The fact that the video has been red flagged in some media houses hasn’t stopped people from watching the video on YouTube. Probably Xpat was going for publicity with the video. Just a few months ago, X-pat was another ordinary rapper. Now he’s hot property, in demand for shows-him and his supporting cast of bootyful ladies. I managed to catch up with him and ask him a few questions. This is what he had to say
Describe your musical journey
I started rapping a few years ago when I was in high school. However, I started taking my music seriously when I joined KU in 2009. The opportunities at KU helped me build a name as a rapper. When I graduated, I was well known among campus students. The challenge was to take my brand nationwide. The journey has been tough. Getting money to produce my music was difficult. Before ‘tear it up’ I had taken a short break to make some money for audio and video production first.
Do you feel that ‘Tear it Up’ has been your breakaway song
Not really. ‘Mkwanja’ was the track that pushed me to the limelight. I released it around 2 years ago. I did a few other tracks then went into a musical sabbatical. So most recently, when people heard about the ‘tear it up’ controversy, they said to themselves, ‘Oh, Xpat! I know that guy.’ I I’m surprised at how ‘Tear it up’ has been strongly received. It’s been overwhelming. To be honest, I didn’t expect it. The video has really boosted the song a lot.
How have you handled the controversy that has come with the video?
I’ve handled it like a man. The criticism keeps flowing in and so does the appreciation. My name is now way bigger than it was two months before. The critics keep trying to pull me down, but I’m standing tall and there’s no going down. They flagged down the video after it had gained 45,000 in a few hours on Youtube but I’m glad that it’s gaining again. A decade ago, Nonini experienced the same thing I’m experiencing now due to his hard hitting style. Look at him now, a legend. I’ve had to release a clean edited version for general exhibition purposes. International rappers do it all the time – clean and dirty versions of videos.
Describe your other life away from music.

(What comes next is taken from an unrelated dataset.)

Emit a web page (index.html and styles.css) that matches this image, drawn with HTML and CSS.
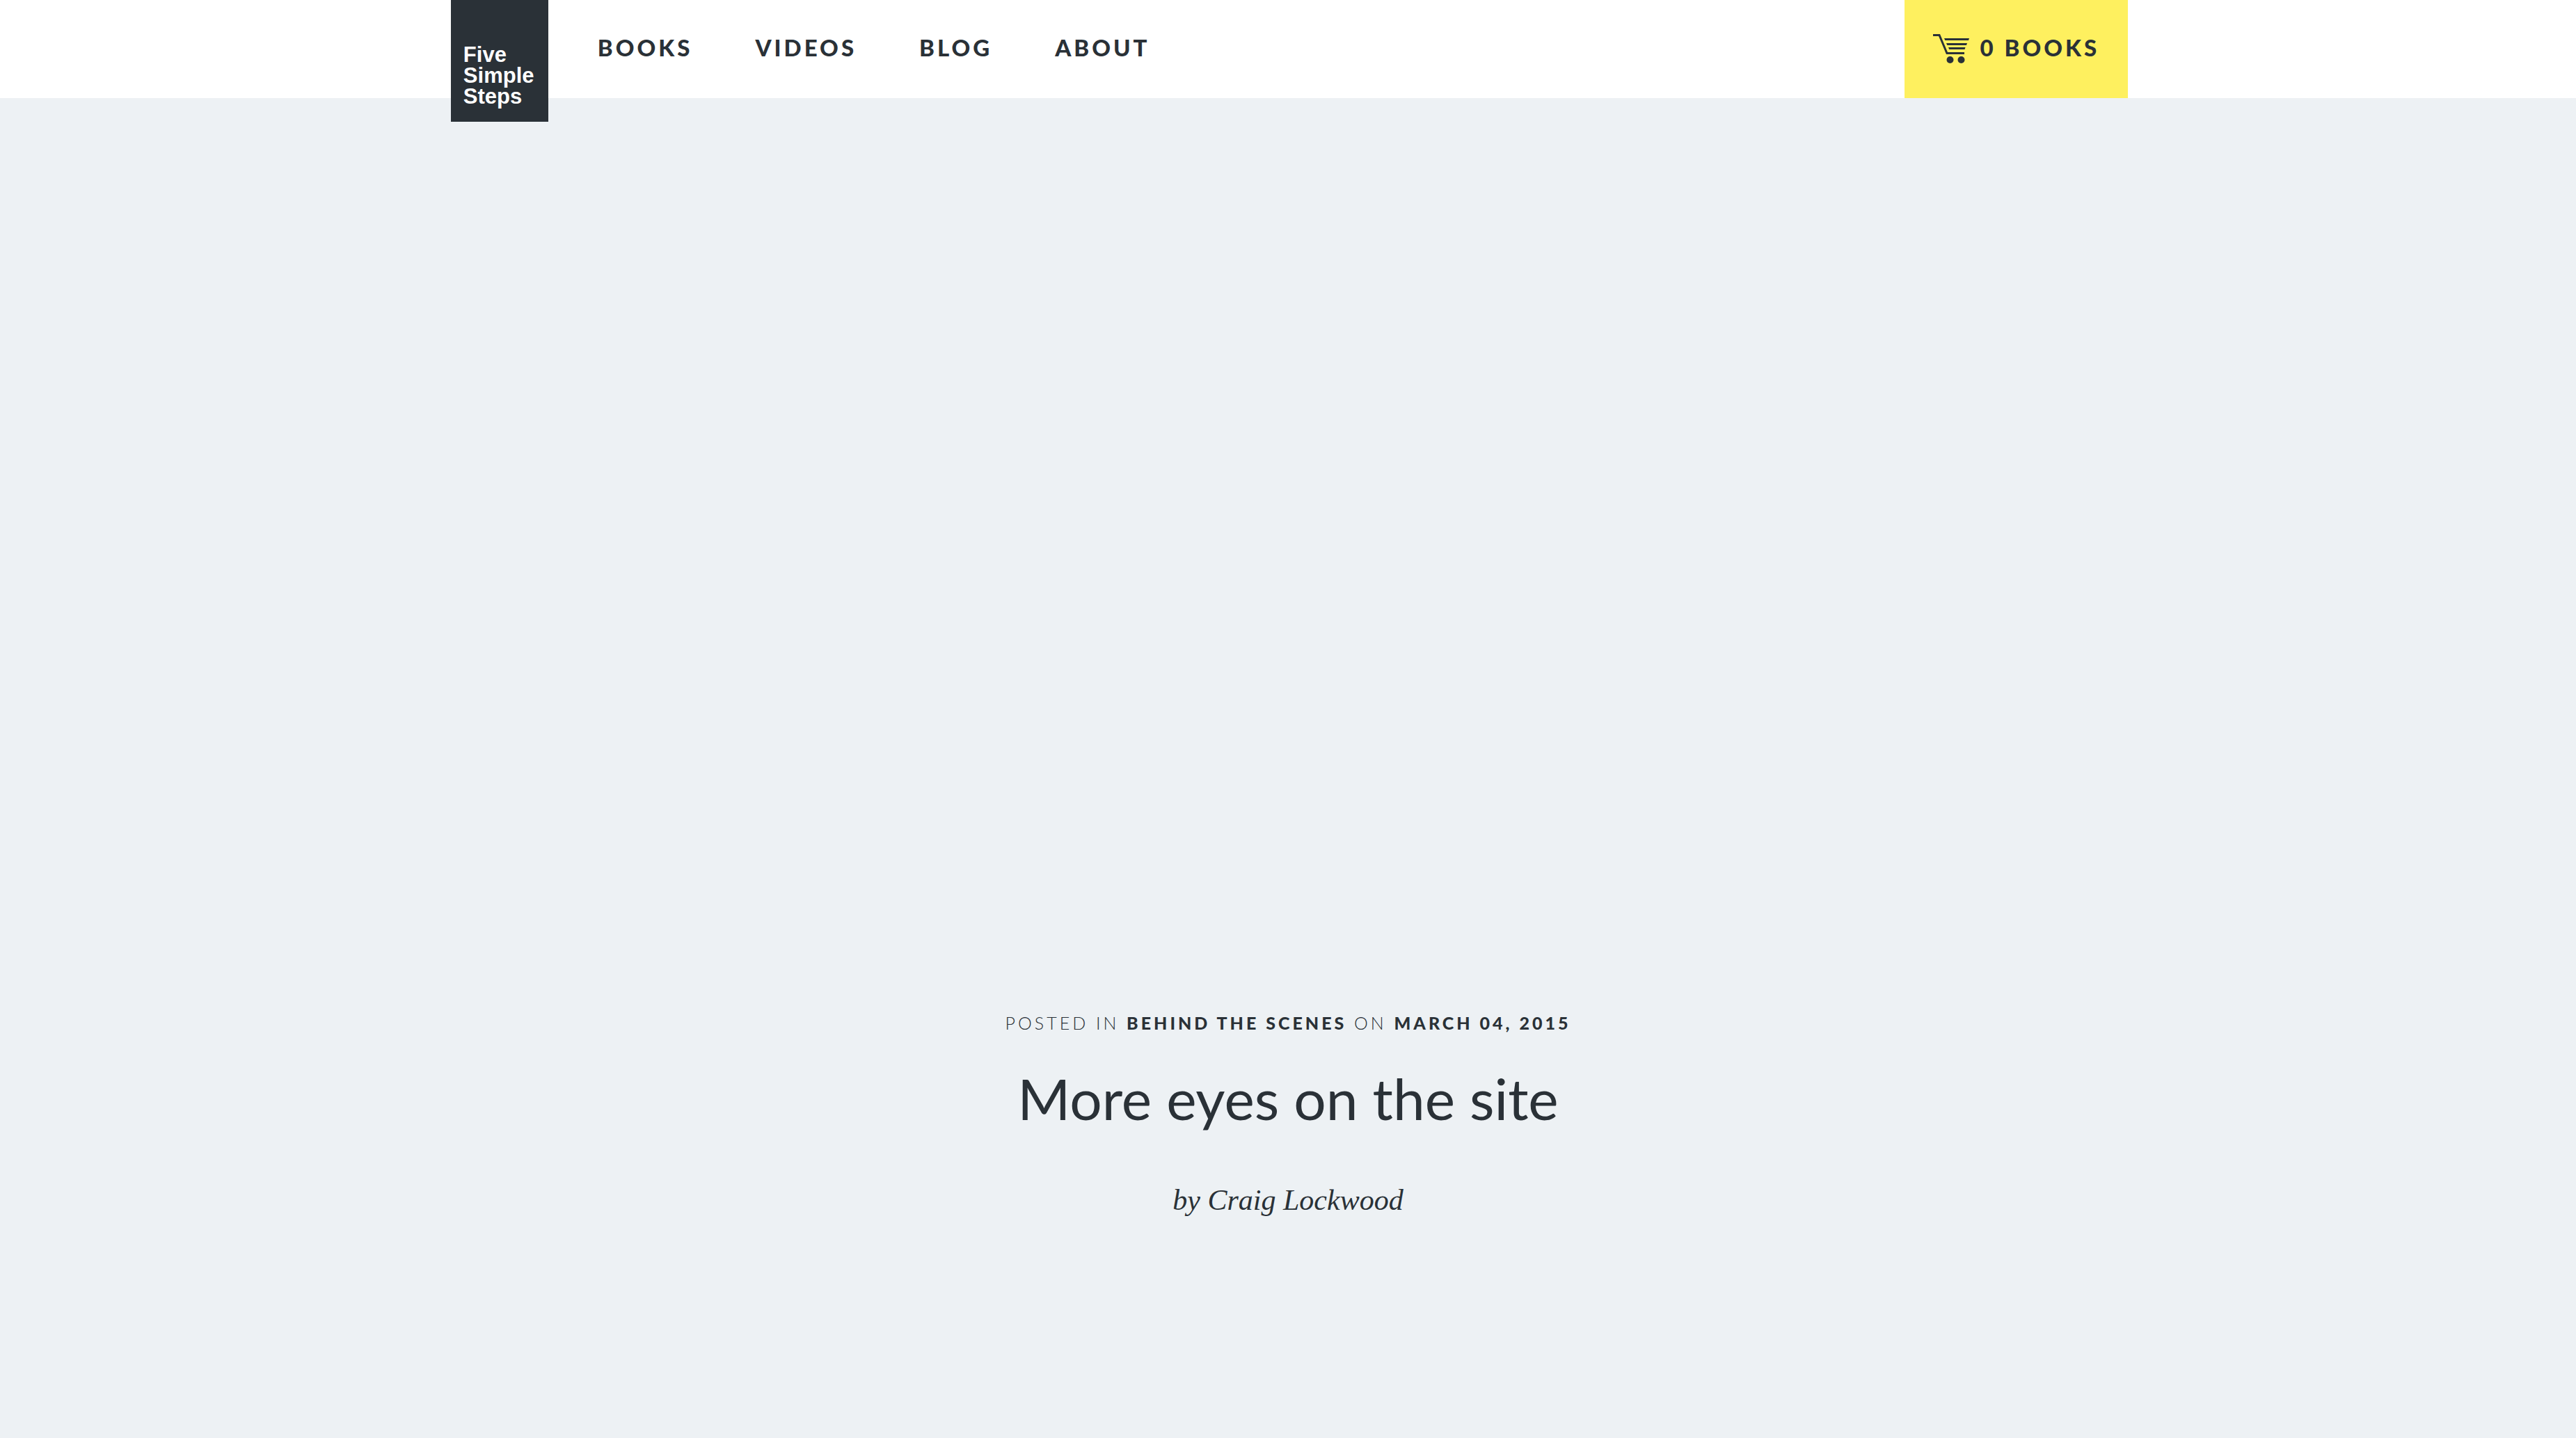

I did a degree in Environmental Planning at Kenyatta University. I’m currently doing a Masters degree in International relations at USIU. I’m also an online writer. I do content and academic writing. Apart from music, writing is my other major income earner. I also own a few businesses which revolve around fashion. I have a lovely girlfriend and we have been dating for 7 years. When people see me, they don’t imagine I’m the type of guy to have one girl. But yes, I’m cool like that.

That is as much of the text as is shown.